Magnachip Semiconductor Corporation (MX) - Porter's Five Forces: Bargaining power of suppliers
When you're looking at Magnachip Semiconductor Corporation (MX), the power held by those who supply critical inputs-be it specialized machinery or raw wafers-is a key factor in their margin structure. Honestly, in the semiconductor world, this leverage is often significant, but Magnachip has taken specific steps to manage it.
Highly specialized equipment and raw wafer suppliers hold leverage.
For any fab-based manufacturer like Magnachip Semiconductor Corporation, the suppliers of the highly complex tools needed for advanced process nodes and the raw silicon wafers themselves command respect. These aren't off-the-shelf components; they require deep, often proprietary relationships. Magnachip Semiconductor Corporation maintains formal procedures for managing this, including an annual supplier rating system and a detailed approval process for vendors supplying raw and subsidiary materials. This process evaluates suppliers on quality management, environmental/safety compliance, and labor/human rights standards.
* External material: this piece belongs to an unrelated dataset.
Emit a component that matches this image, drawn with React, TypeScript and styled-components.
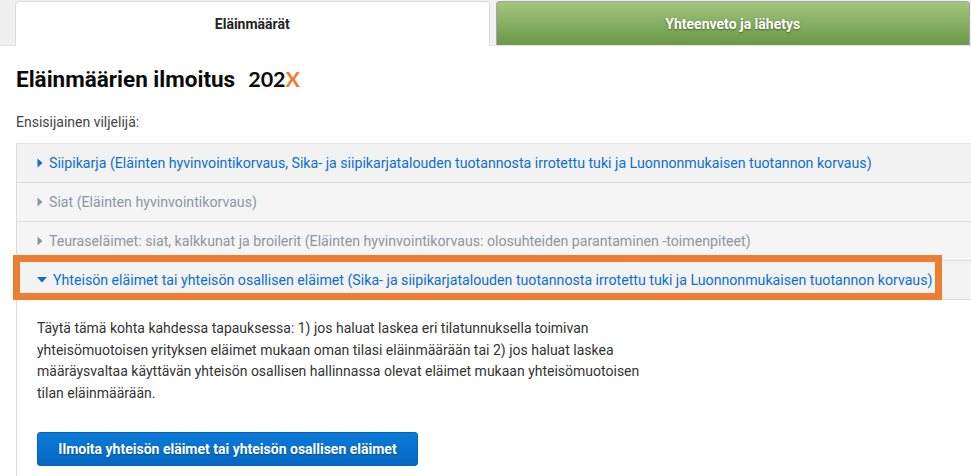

Furthermore, they require key suppliers to complete the Conflict Minerals Reporting Template (CMRT) and Conflict Extended Materials Reporting Template (EMRT) to ensure provenance of materials.
Here's a snapshot of the formal supplier management structure:
| Evaluation Area | Key Focus/Requirement | Supplier Rating Frequency |
| Quality Management | Compliance with standards like IATF 16949 | Annual |
| Raw Material Sourcing | CMRT/EMRT completion for conflict minerals | As part of approval/annual review |
| Operational Compliance | Adherence to safety and environmental regulations | Annual |
Reduced Gumi fab upgrade CapEx by over 50% to around $30-$35 million lessens their immediate reliance on equipment vendors.
You see, large, immediate capital expenditure (CapEx) demands often give equipment makers significant pricing power. Magnachip Semiconductor Corporation has actively worked to temper this. They revised their Gumi fab upgrade plan, cutting the expected investment by over 50% from a prior forecast of $65-$70 million through 2027 down to a new range of $30-$35 million through 2027. For the 2025 fiscal year specifically, the expected total CapEx, including maintenance, was in the range of $26-$28 million, with only about $14-$15 million allocated to the Gumi fab upgrade in that year. By staggering and reducing the total spend, they ease the pressure on immediate negotiations with equipment vendors. The total net cash outlay by Magnachip Semiconductor Corporation for the entire upgrade was expected to be only $12-$13 million, with the majority of the funding covered by an equipment loan facility.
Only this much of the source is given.